Celebri i suoi ritratti dei grandi artisti del ‘900, da De Chirico a Warhol, da Burri a Vedova.
Un fotografo è molto più umile, e forse anche simpatico, di un critico d’arte. Quest’ultimo affronta la propria osservazione alla luce di un’ideologia artistica e nei suoi confronti la fotografia, che nasce più libera, vince sempre la sfida di saper raccontare meglio l’arte. Soprattutto quella dei nostri giorni.
Aurelio Amendola, ormai da quasi cinquant’anni dietro un obiettivo, è uno dei grandi e riconosciuti maestri in questo campo, tanto da essere stata coniata per le sue immagini l’etichetta “in stile amendoliano”. Sono, infatti, riconoscibili a prima vista oltre che piacevolissime da guardare.
A chi durante un’intervista si è mostrato curioso di sapere come nascono le sue fotografie, ha sempre risposto con la schiettezza del buon pistoiese: “Nei miei ritratti emerge quello che io vedo nel soggetto, come lo percepisco.” E di soggetti, ma sarebbe meglio dire di amici artisti, nel tempo ne sono passati molti e dei più grandi: da De Chirico a Warhol, da Burri a Vedova, i cinque della Transavanguardia e Julian Schnabel che di loro era compagno ma sul versante newyorchese, solo per fare qualche esempio.
Non è un vezzo il riferimento all’amicizia perché per scattare le sue immagini Amendola ha bisogno di instaurare un dialogo, un’empatia diretta con chi si trova di fronte alla sua macchina. Lo scatto di una sua foto non è mai un atto di violenza come può essere quello del fotoreporter che si dice rubi l’anima per strada, ma piuttosto uno scambio, un dare e prendere qualcosa, come avviene con le parole nelle conversazioni. Un rapporto che, come è facile immaginare, dato anche il suo carattere estroverso, nel tempo si fa dimestichezza, affezione, sfiora il cameratismo. E non poche volte mentre mostra le sue immagini cita soprannomi e si perde in gustosi aneddoti.

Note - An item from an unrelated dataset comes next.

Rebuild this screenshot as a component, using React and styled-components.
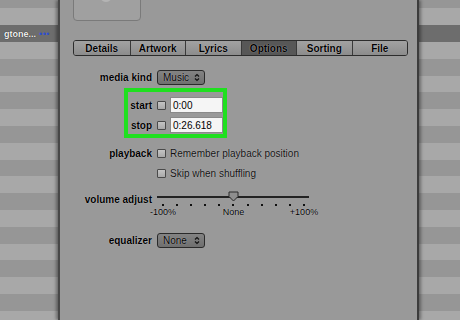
import styled, { createGlobalStyle } from 'styled-components';

const GlobalStyle = createGlobalStyle`
  html, body {
    margin: 0;
    padding: 0;
    background: #999;
  }
  body {
    font-family: "Liberation Sans", Arial, sans-serif;
  }
`;

const Screen = styled.div`
  width: 460px;
  height: 320px;
  overflow: hidden;
  display: grid;
  grid-template-columns: 58px 1fr 41px;
  background: #999;
`;

const ListStrip = styled.div`
  display: flex;
  flex-direction: column;
  margin-top: -8.4px;
  overflow: hidden;
`;

const ListRow = styled.div`
  flex: 0 0 16.8px;
  display: flex;
  align-items: center;
  justify-content: flex-end;
  gap: 3px;
  padding-right: 8px;
  overflow: hidden;
  white-space: nowrap;
  background: ${({ $selected, $odd }) =>
    $selected ? '#6d6d6d' : $odd ? '#a8a8a8' : '#969696'};
`;

const RowText = styled.span`
  font-size: 9px;
  font-weight: bold;
  color: #f2f2f2;
  text-shadow: 0 0 1px #000;
`;

const Dots = styled.span`
  font-size: 9px;
  letter-spacing: 0.5px;
  color: #2f4fd0;
`;

const Dialog = styled.div`
  background: #999;
  border-left: 2px solid #474747;
  border-right: 2px solid #3c3c3c;
  box-shadow: -2px 0 3px rgba(0, 0, 0, 0.35), 2px 0 3px rgba(0, 0, 0, 0.35);
  display: flex;
  flex-direction: column;
  align-items: flex-start;
  padding-left: 13px;
  position: relative;
  z-index: 1;
`;

const Artwork = styled.div`
  margin-top: -10px;
  width: 66px;
  height: 29px;
  border: 1px solid #7a7a7a;
  border-radius: 4px;
  background: #a0a0a0;
  display: flex;
  justify-content: center;
`;

const TabBar = styled.div`
  margin-top: 19px;
  width: 333px;
  height: 14px;
  display: grid;
  grid-template-columns: repeat(6, 1fr);
  border: 1px solid #2c2c2c;
  border-radius: 3px;
  overflow: hidden;
`;

const Tab = styled.div`
  display: flex;
  align-items: center;
  justify-content: center;
  font-size: 10px;
  font-weight: bold;
  color: #000;
  text-shadow: 0 0 1px rgba(255, 255, 255, 0.7);
  background: ${({ $active }) =>
    $active ? '#575757' : 'linear-gradient(#a2a2a2, #8c8c8c)'};
  & + & {
    border-left: 1px solid #3a3a3a;
  }
`;

const Form = styled.div`
  display: flex;
  flex-direction: column;
  margin-left: -13px;
  margin-top: 14px;
`;

const Row = styled.div`
  display: grid;
  grid-template-columns: ${({ $label }) => $label}px auto;
  column-gap: 5px;
  align-items: ${({ $top }) => ($top ? 'start' : 'center')};
  height: ${({ $h }) => $h}px;
  margin-top: ${({ $mt }) => $mt || 0}px;
`;

const Label = styled.div`
  text-align: right;
  font-size: 10px;
  font-weight: bold;
  color: #000;
  white-space: nowrap;
  text-shadow: 0 0 1px rgba(255, 255, 255, 0.6);
  margin-top: ${({ $mt }) => $mt || 0}px;
`;

const Control = styled.div`
  display: flex;
  align-items: center;
  gap: 4px;
  font-size: 10px;
  color: #111;
  white-space: nowrap;
  text-shadow: 0 0 1px rgba(255, 255, 255, 0.5);
`;

const Select = styled.div`
  width: 48px;
  height: 15px;
  box-sizing: border-box;
  border: 1px solid #2a2a2a;
  border-radius: 3px;
  background: linear-gradient(#838383, #6f6f6f);
  display: flex;
  align-items: center;
  justify-content: space-between;
  padding: 0 4px 0 5px;
  font-size: 10px;
  color: #000;
  text-shadow: 0 0 1px rgba(255, 255, 255, 0.6);
`;

const Highlight = styled.div`
  margin-top: 3px;
  margin-left: 64px;
  width: 103px;
  height: 50px;
  box-sizing: border-box;
  border: 4px solid #1fe01f;
  padding: 5px 2px 1px 0;
  display: flex;
  flex-direction: column;
  gap: 4px;
`;

const Check = styled.span`
  width: 9px;
  height: 9px;
  box-sizing: border-box;
  border: 1px solid #4a4a4a;
  border-radius: 1px;
  background: linear-gradient(#c4c4c4, #a9a9a9);
  flex: 0 0 auto;
`;

const TimeInput = styled.div`
  width: 53px;
  height: 16px;
  box-sizing: border-box;
  border: 1px solid #8a8a8a;
  background: #f5f5f5;
  padding-left: 2px;
  display: flex;
  align-items: center;
  font-size: 10px;
  color: #000;
`;

const Slider = styled.div`
  width: 152px;
  display: flex;
  flex-direction: column;
`;

const TrackWrap = styled.div`
  height: 11px;
  position: relative;
`;

const Track = styled.div`
  position: absolute;
  left: 0;
  right: 0;
  top: 5px;
  height: 2px;
  background: #222;
`;

const Thumb = styled.svg`
  position: absolute;
  left: 71px;
  top: 0;
`;

const Ticks = styled.div`
  display: flex;
  justify-content: space-between;
  padding: 0 4px 0 5px;
  margin-top: 2px;
`;

const Tick = styled.span`
  width: 2px;
  height: 2px;
  background: #111;
`;

const ScaleLabels = styled.div`
  display: flex;
  justify-content: space-between;
  padding: 0 4px 0 5px;
  margin-top: 1px;
  height: 10px;
`;

const ScaleMark = styled.span`
  width: 2px;
  display: flex;
  justify-content: center;
  font-size: 9px;
  color: #000;
  white-space: nowrap;
  text-shadow: 0 0 1px rgba(255, 255, 255, 0.6);
`;

const Arrows = () => (
  <svg width="6" height="9" viewBox="0 0 6 9">
    <path d="M1 3.5 L3 1.5 L5 3.5 M1 5.5 L3 7.5 L5 5.5" fill="none" stroke="#111" strokeWidth="1.2" />
  </svg>
);

const ListColumn = ({ text }) => (
  <ListStrip>
    {Array.from({ length: 21 }, (_, i) => (
      <ListRow key={i} $selected={i === 2} $odd={i % 2 === 1}>
        {i === 2 && text && (
          <>
            <RowText>{text}</RowText>
            <Dots>•••</Dots>
          </>
        )}
      </ListRow>
    ))}
  </ListStrip>
);

const tabs = ['Details', 'Artwork', 'Lyrics', 'Options', 'Sorting', 'File'];

const App = () => {
  return (
    <>
      <GlobalStyle />
      <Screen>
        <ListColumn text="gtone..." />
        <Dialog>
          <Artwork>
            <svg width="14" height="13" viewBox="0 0 14 13">
              <ellipse cx="6" cy="7" rx="5" ry="4" fill="#b4b4b4" />
            </svg>
          </Artwork>
          <TabBar>
            {tabs.map((t) => (
              <Tab key={t} $active={t === 'Options'}>{t}</Tab>
            ))}
          </TabBar>
          <Form>
            <Row $label={92} $h={15}>
              <Label>media kind</Label>
              <Select>
                <span>Music</span>
                <Arrows />
              </Select>
            </Row>
            <Highlight>
              <Row $label={24} $h={16}>
                <Label>start</Label>
                <Control>
                  <Check />
                  <TimeInput>0:00</TimeInput>
                </Control>
              </Row>
              <Row $label={24} $h={16}>
                <Label>stop</Label>
                <Control>
                  <Check />
                  <TimeInput>0:26.618</TimeInput>
                </Control>
              </Row>
            </Highlight>
            <Row $label={92} $h={14} $mt={8}>
              <Label>playback</Label>
              <Control>
                <Check />
                Remember playback position
              </Control>
            </Row>
            <Row $label={92} $h={14} $mt={6}>
              <Label />
              <Control>
                <Check />
                Skip when shuffling
              </Control>
            </Row>
            <Row $label={92} $h={26} $mt={11} $top>
              <Label $mt={3}>volume adjust</Label>
              <Slider>
                <TrackWrap>
                  <Track />
                  <Thumb width="11" height="11" viewBox="0 0 11 11">
                    <path d="M1 1 H10 V5.5 L5.5 10 L1 5.5 Z" fill="#8e8e8e" stroke="#2a2a2a" strokeWidth="1" />
                  </Thumb>
                </TrackWrap>
                <Ticks>
                  {Array.from({ length: 11 }, (_, i) => (
                    <Tick key={i} />
                  ))}
                </Ticks>
                <ScaleLabels>
                  <ScaleMark>-100%</ScaleMark>
                  <ScaleMark>None</ScaleMark>
                  <ScaleMark>+100%</ScaleMark>
                </ScaleLabels>
              </Slider>
            </Row>
            <Row $label={92} $h={15} $mt={16}>
              <Label>equalizer</Label>
              <Select>
                <span>None</span>
                <Arrows />
              </Select>
            </Row>
          </Form>
        </Dialog>
        <ListColumn />
      </Screen>
    </>
  );
};

export default App;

A chi s’immagina il lavoro del fotografo come sempre in agguato per intrappolare il momento decisivo, una simile fratellanza con il soggetto potrà sembrare strana. Ma è solo dal parlare, dal frequentarsi che possono nascere dei ritratti che evocano una genuina spontaneità. Ed essendo Pistoia non solo città d’arte ma anche di artisti, nel suo archivio è possibile rintracciare molte immagini d’importanti protagonisti del nostro Novecento.
Uno dei suoi primi ritratti è quello a Jorio Vivarelli, anche se parlando di scultori i più noti sono quelli legati a Marino Marini con cui aveva stretto una profonda amicizia. Impossibile non essere per lo meno inciampati con lo sguardo su quella spiaggia di Forte dei Marmi dove l’artista a piedi nudi è in compagnia di un cavallo, l’animale da lui più amato e rappresentato per essere il simbolo della natura. In una ieratica posa da sognatore è invece Agenore Fabbri colto davanti alla facciata di un signorile palazzo di Albissola. Ma è con i rappresentanti della sua generazione che osa di più, ritraendo in bianco nero un Gianni Ruffi pensieroso nello studio dove le opere sono coperte da teli bianchi con ai piedi i suoi giganteschi chiodi o un Roberto Barni meditabondo come se fosse una versione contemporanea, perché in piedi, del “Pensatore” di Rodin.
Immagini che più di tanti fiumi d’inchiostro sanno penetrare nell’intimo risvolto del lavoro dei due.
Tra gli artisti legati al nostro territorio oltre a fotografare i molti che con le loro mostre sono passati in quella che è stata la stagione più rosea di Palazzo Fabroni, Amendola non dimentica di fermare anche il corpulento Cesar, uno dei grandi protagonisti del Nouveau Realisme francese durante gli anni sessanta. Al secolo Cesare Baldaccini, per Amendola Cesarino, con origini familiari sulle colline di Pescia, lo ritrae accanto a uno dei suoi famosi e giganteschi pollici in una scena in cui è palesemente protagonista la luce che, come per tutti i grandi fotografi, è la condizione principale con cui costruire l’immagine. Sicuramente questa è l’unica costrizione che Aurelio Amendola sopporta.